Театральные портреты | страница 59
Не говоря уже о том, что Мочалов едва ли имел понятие о какой-либо теории «романтической сцены», и едва ли в самых общих чертах догадывался о философском кружке Станкевича, тут и вообще-то хромает самая классификация. Такого искусства, которое действовало бы лишь на «ум, рассудок», вовсе не существует. Это дело точных наук, а не искусства. Точно так же «отвержение всяких условностей» не есть «романтизм» — эта условнейшая из условностей, и даже не реализм, а разве сценический натурализм. Острогорский повторяет, и не совсем удачно, мысли Ап.

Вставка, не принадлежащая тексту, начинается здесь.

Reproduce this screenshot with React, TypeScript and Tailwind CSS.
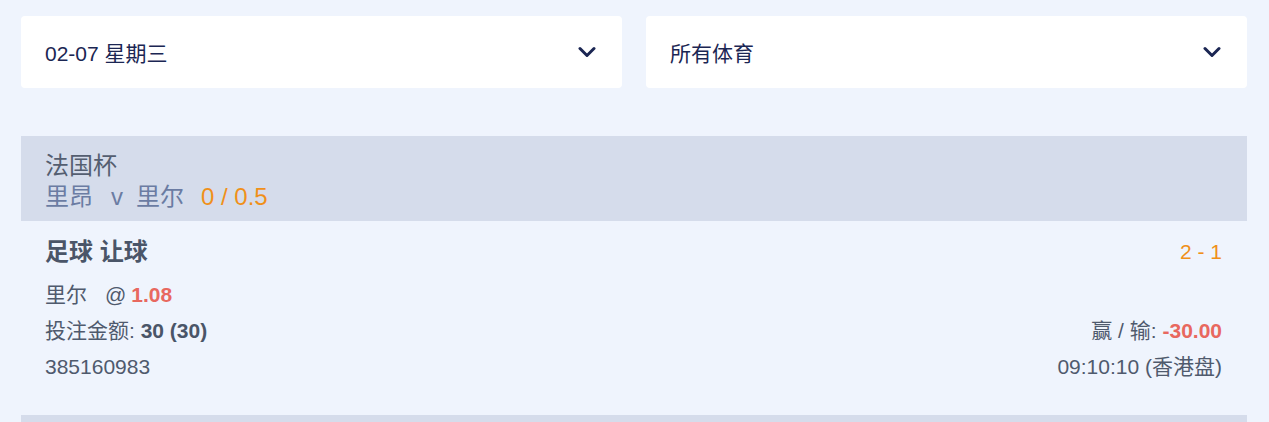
import React from "react";

function Chevron() {
  return (
    <svg width="18" height="14" viewBox="0 0 18 14" className="shrink-0">
      <path d="M2 3.5 L9 10.5 L16 3.5" fill="none" stroke="#1b2653" strokeWidth="3" strokeLinecap="round" strokeLinejoin="round" />
    </svg>
  );
}

function SelectBox({ label }: { label: string }) {
  return (
    <div className="flex-1 h-[72px] bg-white rounded-[4px] flex items-center justify-between pl-[24px] pr-[26px]">
      <span className="text-[21px] text-[#1b2653] leading-none pt-[2px]">{label}</span>
      <Chevron />
    </div>
  );
}

export default function App() {
  return (
    <div
      className="h-[422px] bg-[#eff4fd] pl-[21px] pr-[22px] pt-[16px] overflow-hidden"
      style={{ fontFamily: '"Liberation Sans", "Noto Sans CJK SC", sans-serif' }}
    >
      <div className="flex gap-[24px]">
        <SelectBox label="02-07 星期三" />
        <SelectBox label="所有体育" />
      </div>

      <div className="mt-[48px]">
        <div className="bg-[#d5dceb] pl-[24px] pr-[25px] pt-[14px] pb-[9px] text-[24px] leading-[31px]">
          <div className="text-[#545e70]">法国杯</div>
          <div className="flex items-baseline text-[#6b7ca3]">
            <span>里昂</span>
            <span className="ml-[18px]">v</span>
            <span className="ml-[13px]">里尔</span>
            <span className="ml-[17px] text-[#f0901a]">0 / 0.5</span>
          </div>
        </div>

        <div className="pl-[24px] pr-[25px] pt-[13px] pb-[30px] text-[21px] text-[#4f5a6d]">
          <div className="flex items-center justify-between h-[36px]">
            <span className="text-[24px] font-bold text-[#4a5568]">足球 让球</span>
            <span className="text-[#f0901a]">2 - 1</span>
          </div>
          <div className="mt-[7px] flex items-center h-[36px]">
            <span>里尔</span>
            <span className="ml-[18px]">@</span>
            <span className="ml-[5px] font-bold text-[#e8685f]">1.08</span>
          </div>
          <div className="flex items-center justify-between h-[36px]">
            <span>
              投注金额: <span className="font-bold text-[#4a5568]">30 (30)</span>
            </span>
            <span>
              赢 / 输: <span className="font-bold text-[#e8685f]">-30.00</span>
            </span>
          </div>
          <div className="flex items-center justify-between h-[36px]">
            <span>385160983</span>
            <span>09:10:10 (香港盘)</span>
          </div>
        </div>

        <div className="bg-[#d5dceb] h-[7px]"></div>
      </div>
    </div>
  );
}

Григорьева о Мочалове. «Зачем, — пишет Григорьев, — назвали романским это начало, стихийно- и тревожно-лихорадочное… этот озноб и жар с напряженным биением пульса, который равно болезнен, окажется ли он сладкою, но все-таки тревожной мечтательностью Жуковского, тоской ли по {92} прошедшем Шатобриана, мрачным ли и сосредоточенным отрицанием Байрона, судорожными ли созданиями Виктора Гюго и литературы 30‑х годов, борьбой ли с ним светлой и ясной пушкинской натуры, подчинением ли ему до морального уничтожения натур Марлинского и Полежаева, мочаловскими ли созданиями, воплями ли огаревских монологов или фетовскими странными, но для души ясными намеками на какие-то звуки, которые зовут к моему изголовью?»
Подлинно, при таком масштабе, про характеристику Григорьева можно сказать: «Qui trop embrasse mal etreint»[54].
И еще дальше, на вопрос, «что дал нам романтизм?» — критик пишет: «Был еще представитель, могущественный чародей, я разумею Мочалова — великого актера, имевшего огромное моральное влияние на все молодое поколение 30‑х годов, — великого выразителя, который был гораздо больше почти всего, им выражаемого; Мочалова, — след которого остался только в памяти его поколения да в пламенных и высокопоэтических страницах Белинского об игре его в Гамлете. Как с Грановским[55] сливается — не во гнев будь сказано господам, которые доходили до клевет, лишь бы понизить в общем мнении значение его влияния — целое жизненное воззрение, целое направление деятельности, так с Мочаловым сливается эпоха романтизма в мысли, романтизма в искусстве, романтизма в жизни — и если пришлось говорить о романтизме, то нельзя миновать его имени».
К словам Григорьева о Мочалове следует относиться с известной осторожностью. Он, несомненно, влюблен {93} в Мочалова, и местами эта влюбленность выдает себя с головой. Так, например, Григорьев упрекает Тургенева в том, что он непоследовательно и противоречиво характеризует Варвару Павловну Лаврецкую, и это потому, что в начале романа Варвара Павловна «тотчас сама заговорила о Мочалове и не ограничилась одними восклицаниями и вздохами, но произнесла несколько верных и женских проницательных замечаний насчет его игры», а позднее, по возвращении из-за границы, она «Бальзака уважала, хотя он ее утомлял», «в Сю и Скрибе видела великих сердцеведов», «в душе же им всем предпочитала Поль де Кока». «Тут, — восклицает Григорьев, — очевидно противоречие с прежней Варварой Павловной, сочувствующей Мочалову, артисткой по натуре». Достаточно было Варваре Павловне «сочувствовать Мочалову», как она, на взгляд Григорьева, уже заслуживала полной реабилитации. Это — очень характерная подробность.